# Utterly amazing, how to ?



## lil-lynx (1 Apr 2013)

Iv just seen the tank bellow on Google , and he claims its 2.5 Gallons (11litre),






I was wondering if anyone could tell me the type of rock and also the wood , it doesn't look like its meant to be aquatic , looks more like apple tree twigs or something. 

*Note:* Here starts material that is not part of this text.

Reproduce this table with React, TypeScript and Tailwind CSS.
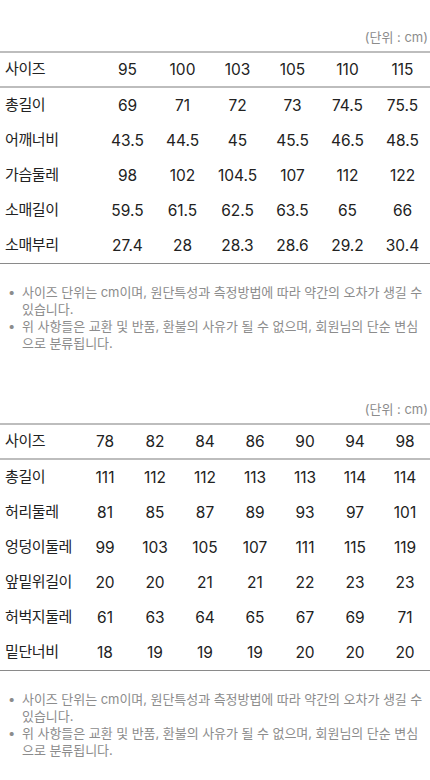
import React from "react";

type Table = { cols: string; rows: [string, ...string[]][] };

const t1: Table = {
  cols: "grid-cols-[100px_repeat(6,1fr)]",
  rows: [
    ["사이즈", "95", "100", "103", "105", "110", "115"],
    ["총길이", "69", "71", "72", "73", "74.5", "75.5"],
    ["어깨너비", "43.5", "44.5", "45", "45.5", "46.5", "48.5"],
    ["가슴둘레", "98", "102", "104.5", "107", "112", "122"],
    ["소매길이", "59.5", "61.5", "62.5", "63.5", "65", "66"],
    ["소매부리", "27.4", "28", "28.3", "28.6", "29.2", "30.4"],
  ],
};

const t2: Table = {
  cols: "grid-cols-[80px_repeat(7,1fr)]",
  rows: [
    ["사이즈", "78", "82", "84", "86", "90", "94", "98"],
    ["총길이", "111", "112", "112", "113", "113", "114", "114"],
    ["허리둘레", "81", "85", "87", "89", "93", "97", "101"],
    ["엉덩이둘레", "99", "103", "105", "107", "111", "115", "119"],
    ["앞밑위길이", "20", "20", "21", "21", "22", "23", "23"],
    ["허벅지둘레", "61", "63", "64", "65", "67", "69", "71"],
    ["밑단너비", "18", "19", "19", "19", "20", "20", "20"],
  ],
};

const font = "font-['Inter','Noto_Sans_CJK_KR',sans-serif]";

function SizeTable({ table }: { table: Table }) {
  return (
    <div className="border-t-2 border-[#bdbdbd] border-b border-b-[#8a8a8a]">
      {table.rows.map((r, i) => (
        <div
          key={i}
          className={`grid ${table.cols} items-center ${
            i === 0 ? "h-[35px] border-b-2 border-[#bdbdbd]" : "h-[35px]"
          }`}
        >
          <div className="pl-[5px] text-[15px] tracking-[-0.4px] text-[#222]">{r[0]}</div>
          {r.slice(1).map((v, j) => (
            <div key={j} className="text-center text-[15.5px] text-[#222]">
              {v}
            </div>
          ))}
        </div>
      ))}
    </div>
  );
}

function Notes() {
  return (
    <ul className="mt-[20px] flex flex-col gap-[1px] text-[13px] leading-[16.5px] text-[#8c8c8c] tracking-[-0.05px]">
      <li className="flex">
        <span className="w-[22px] shrink-0 pl-[8px]">•</span>
        <span>
          <span className="block whitespace-nowrap">사이즈 단위는 cm이며, 원단특성과 측정방법에 따라 약간의 오차가 생길 수</span>
          <span className="block whitespace-nowrap">있습니다.</span>
        </span>
      </li>
      <li className="flex">
        <span className="w-[22px] shrink-0 pl-[8px]">•</span>
        <span>
          <span className="block whitespace-nowrap">위 사항들은 교환 및 반품, 환불의 사유가 될 수 없으며, 회원님의 단순 변심</span>
          <span className="block whitespace-nowrap">으로 분류됩니다.</span>
        </span>
      </li>
    </ul>
  );
}

function Unit() {
  return (
    <div className="text-right pr-[2px] text-[13px] leading-[18px] text-[#8c8c8c] mb-[5px]">
      (단위 : cm)
    </div>
  );
}

export default function App() {
  return (
    <div className={`w-[430px] h-[780px] bg-white overflow-hidden ${font}`}>
      <div className="pt-[28px]">
        <Unit />
        <SizeTable table={t1} />
        <Notes />
      </div>
      <div className="pt-[49px]">
        <Unit />
        <SizeTable table={t2} />
        <Notes />
      </div>
    </div>
  );
}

If it is really only 2.5 Gallons its utterly amazing because I have a 14l nano and its TINY !  
Also will active carbon in the filter affect liquid carbon , marco or micro dosing  ?

Any help would be great !


----------



## Gill (1 Apr 2013)

Yep looks like it is 14litres, I have had that filter and recognise the inlet and strainer. Fish in it is a Badis, can't help with the rocks as not very good with names of rocks.


----------



## NanoJames (1 Apr 2013)

Hi mate
I don't know what type of wood it is but I'm afraid it doesn't look like apple. There is apple trees in my houses garden and they are more twisted and gnarled. But I think you are right about them not being sold for aquariums!


----------



## Nathaniel Whiteside (1 Apr 2013)

Rock looks like ADA Ryuoh or Seriyu.
Don't know what the wood is, but its not a commonly used type.


----------



## stu_ (1 Apr 2013)

lil-lynx said:


> Also will active carbon in the filter affect liquid carbon , marco or micro dosing ?
> Any help would be great !


 
No


----------



## grathod (14 Apr 2013)

Unsure about the rock but have seen it in Lfs"s every now & again. Guessing the wood is heather twigs. Ask Ed from freshwater shrimp, he's familiar with it...


----------



## iwannagofast (9 May 2013)

Hi, I can shed some light on this, this tank was set up by a member of our club here in the San Francisco bay area in California.  The twigs are manzinita and the rocks are ryouh stones. The tank is an ADA mini-S so about 2.5 US gallons.


----------



## dw1305 (10 May 2013)

Hi all,


iwannagofast said:


> are manzinita





grathod said:


> Guessing the wood is heather twigs


Manzanita (_Arctostaphylos spp._) and Heather (_Calluna_ or _Erica_ spp.) are quite closely related botanically, both in the Ericaceae, and the wood is resistant to decay and weathering.


lil-lynx said:


> looks more like apple tree twigs or something


Just found out "Manzanita" means "Little Apple" in Spanish.

cheers Darrel


----------